A data subject, having provided adequate proof of identity, has the right to request the responsible party to confirm, free of charge, whether or not the responsible party holds personal information about that particular data subject. The data subject may then request a description of the personal information, including information about third parties who have had access to the information, within a reasonable time and at a prescribed fee (if any). In addition, the information must be provided to the data subject in a reasonable manner and in a form that is generally understandable.
Such a request by a data subject may be refused by the responsible party on the grounds for refusal or access to records as set out in PAIA. In this regard, it is important to note that PAIA differentiates between records held by public bodies and private bodies and the instances in which access to records may be refused by these respective bodies. Public bodies and private bodies may refuse access to records where, inter alia, (i) the disclosure would involve the unreasonable disclosure of personal information about a third party; (ii) the record contains trade secrets of a third party; (iii) the record contains confidential information of a third party; or (iv) the record contains legally privileged documents.
The data subject may also request the responsible party to correct, delete, or destroy personal information about the data subject in its possession or under its control.
See section 8.2. above.
POPIA allows a data subject the right to request that a responsible party correct or delete personal information that is inaccurate, irrelevant and excessive, or which the responsible party is no longer authorised to retain.
As it relates to direct marketing, POPIA specifically governs the direct marketing activities via an electronic communication. Where the consumer is not the customer of the direct marketer, the Act follows an opt-in approach, in terms of which the direct marketer has to obtain the consent of the consumer before sending a direct marking communication to such person. In this situation, the direct marketer may only approach the consumer on one occasion in order to obtain the necessary consent (so as to prevent the consumer being harassed for consent) (Section 69(2) of POPIA).
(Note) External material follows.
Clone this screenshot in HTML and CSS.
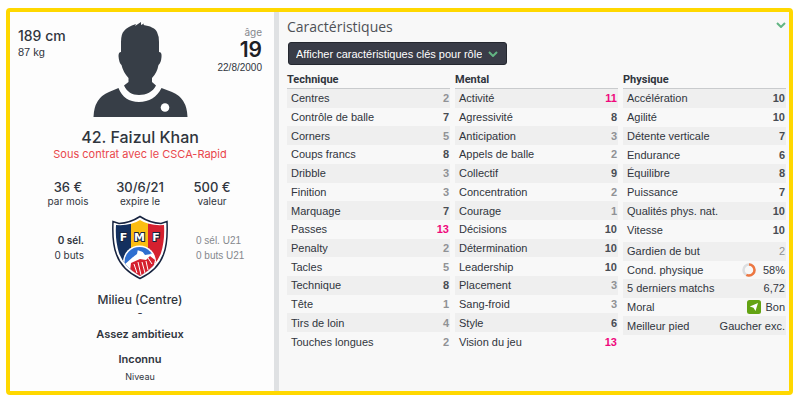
FILE: index.html
```html
<!DOCTYPE html>
<html lang="fr">
<head>
<meta charset="utf-8">
<meta name="viewport" content="width=device-width, initial-scale=1">
<title>Faizul Khan</title>
<link rel="stylesheet" href="styles.css">
</head>
<body>
<main class="frame">
  <aside class="profile">
    <header class="identity">
      <div class="build">
        <div class="height">189 cm</div>
        <div class="weight">87 kg</div>
      </div>
      <svg class="portrait" viewBox="0 0 95 95" aria-hidden="true">
        <path d="M48 0L48 3L51 1.500L50.500 3C57 4 62 6 64 10Q66 14 66 20V30Q69 30 68.500 35Q68 41 65.500 43Q64 51 59 56V60L63 63.500C60 70 53 73 46 73C39 73 34 70 31 63.500L35.500 60V56Q30 50 28.500 43Q26 41 25.500 34Q25.500 30 28 30L28 20Q28 12 31 9Q34 5 43 2L42 4Z"/>
        <path d="M25.500 66C29 75 36 80 46 80C56 80 64 75 68.500 66L79 70Q94 76 94.500 95H0.500Q1 76 16 70Z"/>
        <circle class="pin" cx="72" cy="85.500" r="4.300"/>
      </svg>
      <div class="age">
        <div class="age-label">âge</div>
        <div class="age-value">19</div>
        <div class="birth">22/8/2000</div>
      </div>
    </header>
    <h1 class="name">42. Faizul Khan</h1>
    <p class="club">Sous contrat avec le CSCA-Rapid</p>
    <dl class="contract">
      <div><dd>36 €</dd><dt>par mois</dt></div>
      <div><dd>30/6/21</dd><dt>expire le</dt></div>
      <div><dd>500 €</dd><dt>valeur</dt></div>
    </dl>
    <section class="nation">
      <div class="caps">0 sél.<br><span>0 buts</span></div>
      <svg class="crest" viewBox="0 0 58 65" role="img" aria-label="FMF">
        <defs><clipPath id="field"><path d="M29 5Q20 11 5 10Q4 25 8 38Q13 52 29 61Q45 52 50 38Q54 25 53 10Q38 11 29 5Z"/></clipPath></defs>
        <path d="M29 1.500Q19 8 8 8.500L2 6.500Q1 28 5.500 39.500Q11 55 29 63.500Q47 55 52.500 39.500Q57 28 56 6.500L50 8.500Q39 8 29 1.500Z" fill="#fff" stroke="#17233f" stroke-width="1.500"/>
        <g clip-path="url(#field)">
          <path fill="#14305f" d="M0 0H20V65H0Z"/>
          <path fill="#fbbd12" d="M20 0H37V65H20Z"/>
          <path fill="#d5202f" d="M37 0H58V65H37Z"/>
          <circle cx="28.500" cy="47" r="16.500" fill="#fff"/>
          <circle cx="28.500" cy="47" r="15" fill="#2f6fd0"/>
          <path fill="#fff" d="M13 50L22 42L26 35L32 37L43 39L44 49L34 62L20 60Z"/>
          <path fill="#2f6fd0" d="M22 36L27 34L26 39L22 42ZM31 36L36 35L40 39L34 40Z"/>
          <path fill="#d5202f" d="M20 48L29 44L35 45L39 41L44 45L42 54L29 63L19 56Z"/>
          <path d="M23 49L26 58M27 47L30 60M31 47L34 58M35 46L37 55M37 43L41 49" fill="none" stroke="#fff" stroke-width="1"/>
        </g>
        <g class="crest-text"><text x="12.500" y="26">F</text><text x="28.500" y="26">M</text><text x="45" y="26">F</text></g>
      </svg>
      <div class="caps junior">0 sél. U21<br>0 buts U21</div>
    </section>
    <p class="position">Milieu (Centre)</p>
    <p class="dash">-</p>
    <p class="trait">Assez ambitieux</p>
    <p class="trait standing">Inconnu</p>
    <p class="level">Niveau</p>
  </aside>

  <section class="attributes">
    <header class="heading">
      <h2>Caractéristiques</h2>
      <button class="collapse" type="button" aria-label="Réduire"><svg viewBox="0 0 10 6" aria-hidden="true"><path d="M1 1L5 5L9 1"/></svg></button>
    </header>
    <div class="picker">
      <select aria-label="Rôle"><option>Afficher caractéristiques clés pour rôle</option></select>
      <svg viewBox="0 0 10 6" aria-hidden="true"><path d="M1 1L5 5L9 1"/></svg>
    </div>
    <div class="columns">
      <div class="column">
        <h3>Technique</h3>
        <table class="full">
          <tr><th scope="row">Centres</th><td class="low">2</td></tr>
          <tr><th scope="row">Contrôle de balle</th><td>7</td></tr>
          <tr><th scope="row">Corners</th><td class="low">5</td></tr>
          <tr><th scope="row">Coups francs</th><td>8</td></tr>
          <tr><th scope="row">Dribble</th><td class="low">3</td></tr>
          <tr><th scope="row">Finition</th><td class="low">3</td></tr>
          <tr><th scope="row">Marquage</th><td>7</td></tr>
          <tr><th scope="row">Passes</th><td class="top">13</td></tr>
          <tr><th scope="row">Penalty</th><td class="low">2</td></tr>
          <tr><th scope="row">Tacles</th><td class="low">5</td></tr>
          <tr><th scope="row">Technique</th><td>8</td></tr>
          <tr><th scope="row">Tête</th><td class="low">1</td></tr>
          <tr><th scope="row">Tirs de loin</th><td class="low">4</td></tr>
          <tr><th scope="row">Touches longues</th><td class="low">2</td></tr>
        </table>
      </div>
      <div class="column">
        <h3>Mental</h3>
        <table class="full">
          <tr><th scope="row">Activité</th><td class="top">11</td></tr>
          <tr><th scope="row">Agressivité</th><td>8</td></tr>
          <tr><th scope="row">Anticipation</th><td class="low">3</td></tr>
          <tr><th scope="row">Appels de balle</th><td class="low">2</td></tr>
          <tr><th scope="row">Collectif</th><td>9</td></tr>
          <tr><th scope="row">Concentration</th><td class="low">2</td></tr>
          <tr><th scope="row">Courage</th><td class="low">1</td></tr>
          <tr><th scope="row">Décisions</th><td>10</td></tr>
          <tr><th scope="row">Détermination</th><td>10</td></tr>
          <tr><th scope="row">Leadership</th><td>10</td></tr>
          <tr><th scope="row">Placement</th><td class="low">3</td></tr>
          <tr><th scope="row">Sang-froid</th><td class="low">3</td></tr>
          <tr><th scope="row">Style</th><td>6</td></tr>
          <tr><th scope="row">Vision du jeu</th><td class="top">13</td></tr>
        </table>
      </div>
      <div class="column">
        <h3>Physique</h3>
        <table class="physical">
          <tr><th scope="row">Accélération</th><td>10</td></tr>
          <tr><th scope="row">Agilité</th><td>10</td></tr>
          <tr><th scope="row">Détente verticale</th><td>7</td></tr>
          <tr><th scope="row">Endurance</th><td>6</td></tr>
          <tr><th scope="row">Équilibre</th><td>8</td></tr>
          <tr><th scope="row">Puissance</th><td>7</td></tr>
          <tr><th scope="row">Qualités phys. nat.</th><td>10</td></tr>
          <tr><th scope="row">Vitesse</th><td>10</td></tr>
        </table>
        <table class="status">
          <tr><th scope="row">Gardien de but</th><td class="low">2</td></tr>
          <tr><th scope="row">Cond. physique</th><td><svg class="ring" viewBox="0 0 14 14" aria-hidden="true"><circle cx="7" cy="7" r="5.500" stroke="#dcdee0"/><circle cx="7" cy="7" r="5.500" stroke="#ee7741" pathLength="100" stroke-dasharray="58 42" transform="rotate(-90 7 7)"/></svg>58%</td></tr>
          <tr><th scope="row">5 derniers matchs</th><td>6,72</td></tr>
          <tr><th scope="row">Moral</th><td><svg class="morale" viewBox="0 0 14 14" aria-hidden="true"><rect width="14" height="14" rx="2.500" fill="#63a313"/><path fill="#fff" d="M11 3L8.500 11L6.500 7.700L2.800 6.500Z"/></svg>Bon</td></tr>
          <tr><th scope="row">Meilleur pied</th><td>Gaucher exc.</td></tr>
        </table>
      </div>
    </div>
  </section>
</main>
</body>
</html>
```
FILE: styles.css
```css
* { box-sizing: border-box; }
body {
  margin: 0;
  padding: 8px 7px 5px 6px;
  background: #fff;
  color: #30353d;
  font: 11px/15px "Liberation Sans", Arial, sans-serif;
}
h1, h2, h3, p, dl, dd { margin: 0; }
svg { display: block; }

.frame {
  display: grid;
  grid-template-columns: 269px minmax(0, 1fr);
  min-height: calc(100vh - 13px);
  border: 4px solid #ffd800;
  border-radius: 4px;
  background: #f8f8f8;
}

.profile {
  padding: 10px 12px 4px 8px;
  border-right: 5px solid #dfe1e3;
  background: #fdfdfd;
  font-family: Inter, "Liberation Sans", sans-serif;
  text-align: center;
}
.identity {
  display: grid;
  grid-template-columns: 1fr 95px 1fr;
}
.build { padding-top: 6px; text-align: left; white-space: nowrap; }
.height { font-size: 14px; line-height: 16px; font-weight: 500; }
.weight { font: 11px/16px "Liberation Sans", sans-serif; }
.portrait { width: 95px; height: 95px; fill: #373e47; }
.portrait .pin { fill: #fff; }
.age { padding-top: 2px; text-align: right; }
.age-label { color: #85888d; font-size: 10px; line-height: 16px; }
.age-value { font-size: 21px; line-height: 20px; font-weight: 600; color: #1d2026; }
.birth { font: 10px/15px "Liberation Sans", sans-serif; }

.name { margin-top: 10px; font-size: 16px; line-height: 20px; font-weight: 500; }
.club { color: #e9474c; font-size: 11px; }
.contract {
  display: grid;
  grid-template-columns: repeat(3, 72px);
  justify-content: center;
  margin-top: 17px;
}
.contract div { display: flex; flex-direction: column; }
.contract dd { font-size: 13px; line-height: 16px; font-weight: 500; }
.contract dt { font-size: 10px; line-height: 13px; }
.nation {
  display: grid;
  grid-template-columns: 1fr 58px 1fr;
  column-gap: 27px;
  align-items: center;
  margin-top: 7px;
}
.caps { font-size: 10px; font-weight: 600; text-align: right; white-space: nowrap; }
.caps span { font-weight: 400; }
.caps.junior {
  color: #85888d;
  font: 10px/15px "Liberation Sans", sans-serif;
  text-align: left;
}
.crest { width: 58px; height: 65px; }
.crest-text {
  fill: #fff;
  stroke: #14233f;
  stroke-width: 2px;
  paint-order: stroke;
  font: bold 11px "DejaVu Sans", sans-serif;
  text-anchor: middle;
}
.position { margin-top: 13px; font-size: 12px; line-height: 14px; font-weight: 500; }
.dash { line-height: 13px; }
.trait { margin-top: 6px; font-size: 11px; line-height: 16px; font-weight: 600; }
.standing { margin-top: 9px; }
.level { margin-top: 2px; font-size: 9px; }

.attributes { padding: 6px 3px 0 8px; }
.heading { display: flex; justify-content: space-between; }
.heading h2 { font: 400 14px/18px "Open Sans", sans-serif; color: #4d5056; }
.collapse {
  align-self: flex-start;
  padding: 4px 0;
  border: 0;
  background: none;
}
.collapse svg, .picker svg {
  width: 10px;
  height: 6px;
  fill: none;
  stroke: #62b583;
  stroke-width: 2;
}
.picker {
  position: relative;
  width: max-content;
  margin: 6px 0 0 1px;
}
.picker select {
  display: block;
  width: 219px;
  height: 23px;
  padding: 0 24px 0 7px;
  border: 1px solid #24272f;
  border-radius: 3px;
  appearance: none;
  background: #393c47;
  color: #fff;
  font: 11px "Liberation Sans", sans-serif;
}
.picker svg { position: absolute; top: 9px; right: 9px; pointer-events: none; }

.columns {
  display: grid;
  grid-template-columns: repeat(3, minmax(0, 1fr));
  gap: 5px;
  margin-top: 7px;
}
.column h3 {
  border-bottom: 1px solid #c9cbcd;
  font: 700 11px/16px Roboto, sans-serif;
}
table { width: 100%; border-collapse: collapse; }
.full { height: 262px; }
.physical { height: 150px; }
.status { height: 93px; margin-top: 3px; }
tr:nth-child(odd) { background: #efefef; }
th, td { padding: 0; line-height: 14px; white-space: nowrap; }
th { padding-left: 4px; font-weight: 400; text-align: left; }
td { padding-right: 1px; color: #484c53; text-align: right; font-weight: 700; }
td.low { color: #909295; }
td.top { color: #f0087c; }
.status td { font-weight: 400; }
.status td:not(.low) { color: #30353d; }
td svg { display: inline-block; width: 14px; height: 14px; vertical-align: top; }
.ring { margin-right: 7px; fill: none; stroke-width: 2.5; }
.morale { margin-right: 4px; }
```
Where the consumer is a customer of the direct marketer, the Act follows an opt-out approach, in terms of which the direct marketer must give the relevant customer the opportunity to object to the processing of his personal information (Section 69(3) of POPIA). In this situation, the direct marketer may only send a direct marketing communication to the customer if:
- the direct marketer obtained the customer's contact details in the context of the sale of a product or service;
- such contact details were obtained for the purpose of direct marketing in relation to the direct marketer's own products or services that are of a similar nature; and
- the customer is provided with a reasonable opportunity to object to the processing of his personal information. In this regard, the opportunity to object should be provided to the customer at the time when the personal information is collected and, if the customer has not objected to this at the time of collection, the direct marketer must provide such opportunity on every occasion when a direct marketing communication is sent to the customer.
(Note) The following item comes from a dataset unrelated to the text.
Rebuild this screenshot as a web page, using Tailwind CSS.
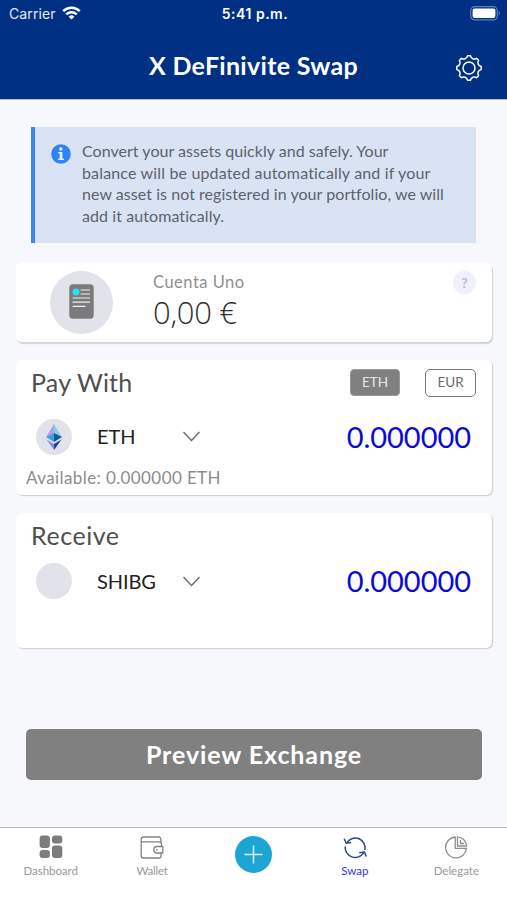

Under the CPA, consumers have the right to pre-emptively block any direct marketing. Any consumer who has been sent any marketing communication may demand that the persons responsible for initiating the communication desist from sending any further communication to them. The ECTA has similar provisions and specifically requires that each electronic message be accompanied by an option to cancel (i.e. opt-out) a subscription to a mailing list and also requires the sender of the message to provide specific identifying information, including name and contact information. The provisions in the ECTA regulating unsolicited communications will, however, be repealed on 30 June 2021 upon the commencement of SSection 110 of POPIA.
While one can make an argument for data portability, such right is not specifically dealt in POPIA or law.
POPIA also prohibits automated processing of personal information where the data subject will be subjected to a decision which has legal consequences for the data subject or which affects the data subject to a substantial degree. There are certain exceptions to this prohibition.
Under POPIA, personal information may only be processed if the data subject (or a competent person where the data subject is a child) expressly consents to the processing of the personal information, unless the exclusions with regard to consent apply. The consent of the data subject is not required where the processing of personal information:
- is necessary to carry out actions for the conclusion or performance of a contract to which the data subject is party;
- complies with an obligation imposed by law on the responsible party;
- protects a legitimate interest of the data subject;
- is necessary for the proper performance of a public law duty by a public body; and
- is necessary for pursuing the legitimate interests of the responsible party or of a third party to whom the information is supplied.
It is to be noted that a data subject may withdraw his/her consent at any time.
The Information Regulator is responsible for the investigation and enforcement of POPIA. Please see section 3.2 above.
Any person who hinders, obstructs or unlawfully influences the Information Regulator, fails to comply with an information or enforcement notice, gives false evidence before the Information Regulator on any matter after having been sworn in or having made an affirmation, contravenes the conditions insofar as they relate to processing of an account number (i.e. unique identifier) of a data subject, knowingly or recklessly, without the consent of the responsible party, obtains, discloses, or procures the disclosure, sale, or offers to sell an account number of a data subject to another person, is guilty of an offence. This person is liable on conviction to a fine or imprisonment (or both) for a period of no longer than ten years, or to a fine or imprisonment for a period not exceeding 12 months (or both) in respect of the other offences created by POPIA. Currently, the maximum fine which may be imposed is ZAR 10 million (approx. €520,000), although this may change once further regulations are promulgated. Responsible parties have a right of appeal against a decision of the Information Regulator and a data subject has the right to institute a civil action for damages in a court against a responsible party for breach of any provision of POPIA.